Critics believe that the positive effects of Iran’s full membership in the SCO should not be overestimated. Despite the consensus mechanism, Iran is unlikely to change the decision-making approach of the SCO, as Russia and China are crucial elements of Iran’s look to the East policy. While the two leading countries of the SCO, China, and Russia, share a common interest in removing the US from the SCO region, each is focused on its own expectations from the SCO. China sees the organization as a regional trade and investment facilitator in relation to its Belt and Road initiative, whereas Russia seeks to restore its influence and dominance in Central Asia. The two countries have their own disagreements despite the official policy of economic cooperation. For instance, Russia opposed the creation of a free trade zone among SCO members, fearing the possibility of losing its influence in the region. Moreover, although both China and Russia condemned the US withdrawal from the JCPOA and unilateral sanctions against Iran, it is not clear how the two countries would end or mitigate the US pressure on Iran. After all, they offered no help while the Iranian economy collapsed. And there is the trust issue as well.
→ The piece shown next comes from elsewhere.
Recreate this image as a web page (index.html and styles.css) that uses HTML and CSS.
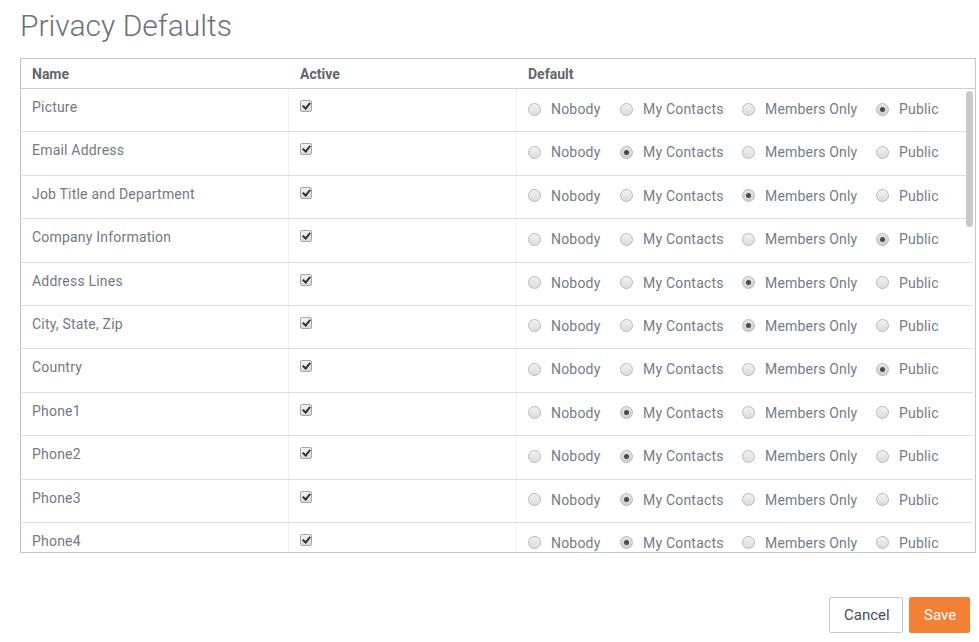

Previous agreements with China and Russia elicited negative reactions from those Iranians who believe that the two countries are in reality after plundering their homeland. Even prominent figures, including former President Ahmadinejad, have been critical of Iran-China strategic deals. The historic low turnout in Iran’s presidential election in June showed that the Raisi administration should make efforts to gain the trust of the public, the same public that criticizes key SCO players.